Reproduce every line of the material below, but drop the pictures.

───── Supplied information

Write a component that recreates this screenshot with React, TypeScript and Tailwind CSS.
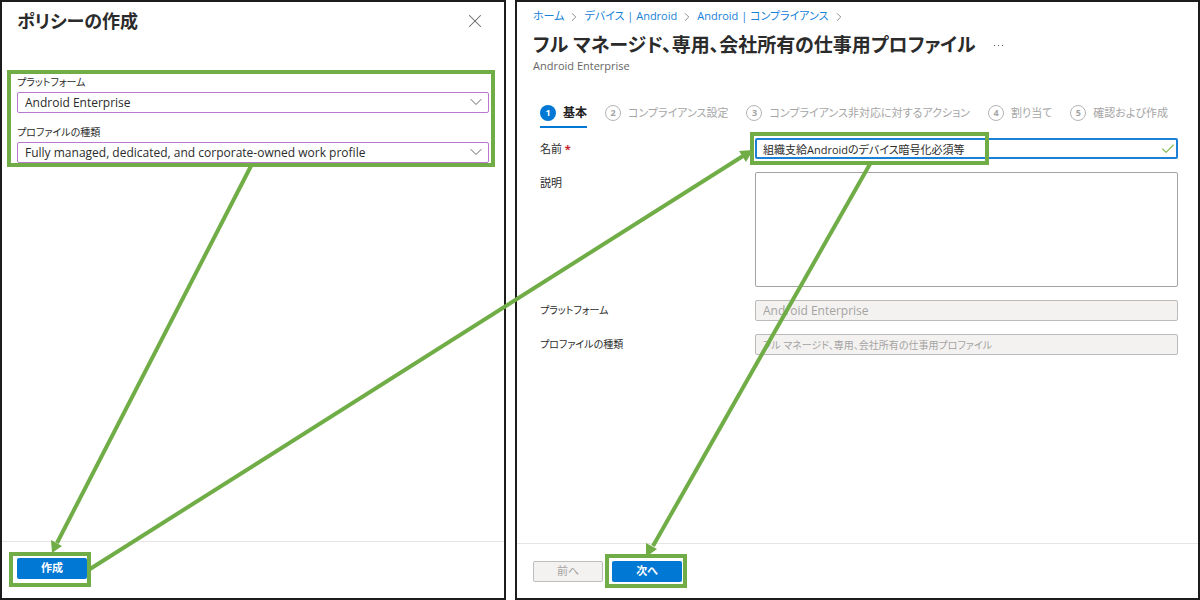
import { useState } from 'react';
import { Check, ChevronDown, ChevronRight, X } from 'lucide-react';

interface HighlightProps {
  className: string;
}

function Highlight({ className }: HighlightProps) {
  return <span className={`absolute border-4 border-[#70ad47] pointer-events-none ${className}`} />;
}

interface SelectFieldProps {
  id: string;
  label: string;
  options: string[];
}

function SelectField({ id, label, options }: SelectFieldProps) {
  return (
    <div>
      <label htmlFor={id} className="block h-[18px] text-[10px] leading-[16px]">{label}</label>
      <div className="relative">
        <select
          id={id}
          className="block w-full h-[21px] pl-[7px] pr-7 appearance-none bg-white border border-[#b878d0] rounded-xs outline-none text-[12px]"
        >
          {options.map((option) => (
            <option key={option}>{option}</option>
          ))}
        </select>
        <ChevronDown
          size={20}
          strokeWidth={1.2}
          className="absolute right-[3px] top-0 text-[#666] pointer-events-none"
        />
      </div>
    </div>
  );
}

const crumbs = ['ホーム', 'デバイス | Android', 'Android | コンプライアンス'];

const steps = ['基本', 'コンプライアンス設定', 'コンプライアンス非対応に対するアクション', '割り当て', '確認および作成'];

const primaryButton = 'block w-[70px] h-[21px] rounded-xs bg-[#0078d4] text-white font-bold cursor-pointer';
const readonlyInput = 'flex-1 min-w-0 h-[21px] px-[7px] bg-[#f3f2f1] border border-[#bdbbb9] rounded-xs text-[#a5a3a1]';
const fieldLabel = 'w-[215px] shrink-0 leading-[21px]';

function CreatePolicyPanel() {
  return (
    <section className="flex flex-col bg-white border-2 border-[#1c1c1c]">
      <header className="flex items-center justify-between pl-[15px] pr-[18px] h-[38px]">
        <h1 className="text-[18px] leading-[28px] font-bold">ポリシーの作成</h1>
        <button aria-label="閉じる" className="text-[#666] cursor-pointer">
          <X size={22} strokeWidth={1.1} />
        </button>
      </header>

      <div className="relative flex flex-col gap-[11px] mt-[34px] ml-[15px] mr-[15px]">
        <SelectField id="platform" label="プラットフォーム" options={['Android Enterprise']} />
        <SelectField
          id="profile-type"
          label="プロファイルの種類"
          options={['Fully managed, dedicated, and corporate-owned work profile']}
        />
        <Highlight className="-top-1 -bottom-1 -left-[10px] -right-[6px]" />
      </div>

      <footer className="mt-auto border-t border-[#e5e5e5] pt-4 pb-[19px] pl-[15px]">
        <div className="relative w-fit">
          <button className={primaryButton}>作成</button>
          <Highlight className="-top-[6px] -bottom-2 -left-2 -right-1" />
        </div>
      </footer>
    </section>
  );
}

function WizardPanel() {
  const [name, setName] = useState('組織支給Androidのデバイス暗号化必須等');
  const [description, setDescription] = useState('');

  return (
    <section className="flex flex-col bg-white border-2 border-[#1c1c1c]">
      <nav className="flex items-center gap-[3px] h-[29px] pl-4 text-[#1581d8]">
        {crumbs.map((crumb) => (
          <span key={crumb} className="flex items-center gap-[3px] whitespace-nowrap">
            <a href="#">{crumb}</a>
            <ChevronRight size={14} strokeWidth={1.6} className="text-[#888]" />
          </span>
        ))}
      </nav>

      <header className="pl-4">
        <div className="flex items-center gap-[18px]">
          <h1 className="text-[19px] leading-[28px] font-bold whitespace-nowrap">
            フル マネージド、専用、会社所有の仕事用プロファイル
          </h1>
          <button aria-label="その他" className="flex gap-[3px] cursor-pointer">
            <span className="size-px bg-[#555]" />
            <span className="size-px bg-[#555]" />
            <span className="size-px bg-[#555]" />
          </button>
        </div>
        <p className="leading-[14px] text-[#666]">Android Enterprise</p>
      </header>

      <ol className="flex gap-[18px] mt-8 ml-[23px] text-[#a5a5a5]">
        {steps.map((step, i) => (
          <li
            key={step}
            className={`flex gap-[7px] h-[23px] leading-4 whitespace-nowrap ${i === 0 ? 'border-b-2 border-[#0078d4] text-[12px] text-[#222] font-bold' : ''}`}
          >
            <span
              className={`flex items-center justify-center size-4 rounded-full text-[9px] font-bold ${i === 0 ? 'bg-[#0078d4] text-white' : 'border border-[#b5b5b5]'}`}
            >
              {i + 1}
            </span>
            {step}
          </li>
        ))}
      </ol>

      <form className="flex flex-col gap-[13px] mt-[10px] ml-[23px] mr-5">
        <div className="flex">
          <label htmlFor="name" className={fieldLabel}>
            名前 <span className="font-bold text-[#c4262c]">*</span>
          </label>
          <div className="relative flex-1">
            <input
              id="name"
              value={name}
              onChange={(e) => setName(e.target.value)}
              className="block w-full h-[21px] pl-[6px] pr-6 border-2 border-[#1b80d6] rounded-xs outline-none"
            />
            <Check size={16} strokeWidth={1.6} className="absolute right-[2px] top-[3px] text-[#7fba4c]" />
            <Highlight className="-top-[6px] -bottom-[6px] -left-[5px] w-[239px]" />
          </div>
        </div>
        <div className="flex">
          <label htmlFor="description" className={fieldLabel}>説明</label>
          <textarea
            id="description"
            value={description}
            onChange={(e) => setDescription(e.target.value)}
            className="flex-1 min-w-0 h-[115px] px-[7px] border border-[#a5a3a1] rounded-xs resize-none outline-none"
          />
        </div>
        <div className="flex">
          <label htmlFor="fixed-platform" className={`${fieldLabel} text-[10px]`}>プラットフォーム</label>
          <input id="fixed-platform" disabled value="Android Enterprise" className={`${readonlyInput} text-[12px]`} />
        </div>
        <div className="flex">
          <label htmlFor="fixed-profile" className={`${fieldLabel} text-[10px]`}>プロファイルの種類</label>
          <input
            id="fixed-profile"
            disabled
            value="フル マネージド、専用、会社所有の仕事用プロファイル"
            className={`${readonlyInput} text-[10px]`}
          />
        </div>
      </form>

      <footer className="flex gap-[9px] mt-auto border-t border-[#e5e5e5] pt-[17px] pb-4 pl-4">
        <button disabled className="w-[70px] h-[21px] rounded-xs border border-[#c0bebc] bg-[#f3f2f1] text-[#a5a3a1]">
          前へ
        </button>
        <div className="relative">
          <button className={primaryButton}>次へ</button>
          <Highlight className="-top-[7px] -bottom-[6px] -left-[7px] -right-[5px]" />
        </div>
      </footer>
    </section>
  );
}

function FlowArrows() {
  return (
    <svg
      viewBox="0 0 1200 600"
      preserveAspectRatio="none"
      className="absolute inset-0 w-full h-full pointer-events-none"
      fill="none"
      stroke="#70ad47"
      strokeWidth="4"
    >
      <g>
        <path d="M251 166 L57 543" />
        <path d="M90 569 L743 156" />
        <path d="M870 164 L653 546" />
      </g>
      <g fill="#70ad47" stroke="none">
        <path d="M52 553 L51 540 L62 546 Z" />
        <path d="M753 150 L739 151 L746 162 Z" />
        <path d="M646 557 L646 543 L657 549 Z" />
      </g>
    </svg>
  );
}

export default function App() {
  return (
    <main className="relative grid grid-cols-[minmax(0,506fr)_minmax(0,685fr)] gap-[9px] min-h-screen bg-white text-[11px] text-[#2b2b2b] font-['Open_Sans','Noto_Sans_CJK_JP',sans-serif] [font-feature-settings:'palt']">
      <CreatePolicyPanel />
      <WizardPanel />
      <FlowArrows />
    </main>
  );
}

──────────

- **Task output**:
Write a component that recreates this screenshot with React, TypeScript and Tailwind CSS.
import { useState } from 'react';
import { Check, ChevronDown, ChevronRight, X } from 'lucide-react';

interface HighlightProps {
  className: string;
}

function Highlight({ className }: HighlightProps) {
  return <span className={`absolute border-4 border-[#70ad47] pointer-events-none ${className}`} />;
}

interface SelectFieldProps {
  id: string;
  label: string;
  options: string[];
}

function SelectField({ id, label, options }: SelectFieldProps) {
  return (
    <div>
      <label htmlFor={id} className="block h-[18px] text-[10px] leading-[16px]">{label}</label>
      <div className="relative">
        <select
          id={id}
          className="block w-full h-[21px] pl-[7px] pr-7 appearance-none bg-white border border-[#b878d0] rounded-xs outline-none text-[12px]"
        >
          {options.map((option) => (
            <option key={option}>{option}</option>
          ))}
        </select>
        <ChevronDown
          size={20}
          strokeWidth={1.2}
          className="absolute right-[3px] top-0 text-[#666] pointer-events-none"
        />
      </div>
    </div>
  );
}

const crumbs = ['ホーム', 'デバイス | Android', 'Android | コンプライアンス'];

const steps = ['基本', 'コンプライアンス設定', 'コンプライアンス非対応に対するアクション', '割り当て', '確認および作成'];

const primaryButton = 'block w-[70px] h-[21px] rounded-xs bg-[#0078d4] text-white font-bold cursor-pointer';
const readonlyInput = 'flex-1 min-w-0 h-[21px] px-[7px] bg-[#f3f2f1] border border-[#bdbbb9] rounded-xs text-[#a5a3a1]';
const fieldLabel = 'w-[215px] shrink-0 leading-[21px]';

function CreatePolicyPanel() {
  return (
    <section className="flex flex-col bg-white border-2 border-[#1c1c1c]">
      <header className="flex items-center justify-between pl-[15px] pr-[18px] h-[38px]">
        <h1 className="text-[18px] leading-[28px] font-bold">ポリシーの作成</h1>
        <button aria-label="閉じる" className="text-[#666] cursor-pointer">
          <X size={22} strokeWidth={1.1} />
        </button>
      </header>

      <div className="relative flex flex-col gap-[11px] mt-[34px] ml-[15px] mr-[15px]">
        <SelectField id="platform" label="プラットフォーム" options={['Android Enterprise']} />
        <SelectField
          id="profile-type"
          label="プロファイルの種類"
          options={['Fully managed, dedicated, and corporate-owned work profile']}
        />
        <Highlight className="-top-1 -bottom-1 -left-[10px] -right-[6px]" />
      </div>

      <footer className="mt-auto border-t border-[#e5e5e5] pt-4 pb-[19px] pl-[15px]">
        <div className="relative w-fit">
          <button className={primaryButton}>作成</button>
          <Highlight className="-top-[6px] -bottom-2 -left-2 -right-1" />
        </div>
      </footer>
    </section>
  );
}

function WizardPanel() {
  const [name, setName] = useState('組織支給Androidのデバイス暗号化必須等');
  const [description, setDescription] = useState('');

  return (
    <section className="flex flex-col bg-white border-2 border-[#1c1c1c]">
      <nav className="flex items-center gap-[3px] h-[29px] pl-4 text-[#1581d8]">
        {crumbs.map((crumb) => (
          <span key={crumb} className="flex items-center gap-[3px] whitespace-nowrap">
            <a href="#">{crumb}</a>
            <ChevronRight size={14} strokeWidth={1.6} className="text-[#888]" />
          </span>
        ))}
      </nav>

      <header className="pl-4">
        <div className="flex items-center gap-[18px]">
          <h1 className="text-[19px] leading-[28px] font-bold whitespace-nowrap">
            フル マネージド、専用、会社所有の仕事用プロファイル
          </h1>
          <button aria-label="その他" className="flex gap-[3px] cursor-pointer">
            <span className="size-px bg-[#555]" />
            <span className="size-px bg-[#555]" />
            <span className="size-px bg-[#555]" />
          </button>
        </div>
        <p className="leading-[14px] text-[#666]">Android Enterprise</p>
      </header>

      <ol className="flex gap-[18px] mt-8 ml-[23px] text-[#a5a5a5]">
        {steps.map((step, i) => (
          <li
            key={step}
            className={`flex gap-[7px] h-[23px] leading-4 whitespace-nowrap ${i === 0 ? 'border-b-2 border-[#0078d4] text-[12px] text-[#222] font-bold' : ''}`}
          >
            <span
              className={`flex items-center justify-center size-4 rounded-full text-[9px] font-bold ${i === 0 ? 'bg-[#0078d4] text-white' : 'border border-[#b5b5b5]'}`}
            >
              {i + 1}
            </span>
            {step}
          </li>
        ))}
      </ol>

      <form className="flex flex-col gap-[13px] mt-[10px] ml-[23px] mr-5">
        <div className="flex">
          <label htmlFor="name" className={fieldLabel}>
            名前 <span className="font-bold text-[#c4262c]">*</span>
          </label>
          <div className="relative flex-1">
            <input
              id="name"
              value={name}
              onChange={(e) => setName(e.target.value)}
              className="block w-full h-[21px] pl-[6px] pr-6 border-2 border-[#1b80d6] rounded-xs outline-none"
            />
            <Check size={16} strokeWidth={1.6} className="absolute right-[2px] top-[3px] text-[#7fba4c]" />
            <Highlight className="-top-[6px] -bottom-[6px] -left-[5px] w-[239px]" />
          </div>
        </div>
        <div className="flex">
          <label htmlFor="description" className={fieldLabel}>説明</label>
          <textarea
            id="description"
            value={description}
            onChange={(e) => setDescription(e.target.value)}
            className="flex-1 min-w-0 h-[115px] px-[7px] border border-[#a5a3a1] rounded-xs resize-none outline-none"
          />
        </div>
        <div className="flex">
          <label htmlFor="fixed-platform" className={`${fieldLabel} text-[10px]`}>プラットフォーム</label>
          <input id="fixed-platform" disabled value="Android Enterprise" className={`${readonlyInput} text-[12px]`} />
        </div>
        <div className="flex">
          <label htmlFor="fixed-profile" className={`${fieldLabel} text-[10px]`}>プロファイルの種類</label>
          <input
            id="fixed-profile"
            disabled
            value="フル マネージド、専用、会社所有の仕事用プロファイル"
            className={`${readonlyInput} text-[10px]`}
          />
        </div>
      </form>

      <footer className="flex gap-[9px] mt-auto border-t border-[#e5e5e5] pt-[17px] pb-4 pl-4">
        <button disabled className="w-[70px] h-[21px] rounded-xs border border-[#c0bebc] bg-[#f3f2f1] text-[#a5a3a1]">
          前へ
        </button>
        <div className="relative">
          <button className={primaryButton}>次へ</button>
          <Highlight className="-top-[7px] -bottom-[6px] -left-[7px] -right-[5px]" />
        </div>
      </footer>
    </section>
  );
}

function FlowArrows() {
  return (
    <svg
      viewBox="0 0 1200 600"
      preserveAspectRatio="none"
      className="absolute inset-0 w-full h-full pointer-events-none"
      fill="none"
      stroke="#70ad47"
      strokeWidth="4"
    >
      <g>
        <path d="M251 166 L57 543" />
        <path d="M90 569 L743 156" />
        <path d="M870 164 L653 546" />
      </g>
      <g fill="#70ad47" stroke="none">
        <path d="M52 553 L51 540 L62 546 Z" />
        <path d="M753 150 L739 151 L746 162 Z" />
        <path d="M646 557 L646 543 L657 549 Z" />
      </g>
    </svg>
  );
}

export default function App() {
  return (
    <main className="relative grid grid-cols-[minmax(0,506fr)_minmax(0,685fr)] gap-[9px] min-h-screen bg-white text-[11px] text-[#2b2b2b] font-['Open_Sans','Noto_Sans_CJK_JP',sans-serif] [font-feature-settings:'palt']">
      <CreatePolicyPanel />
      <WizardPanel />
      <FlowArrows />
    </main>
  );
}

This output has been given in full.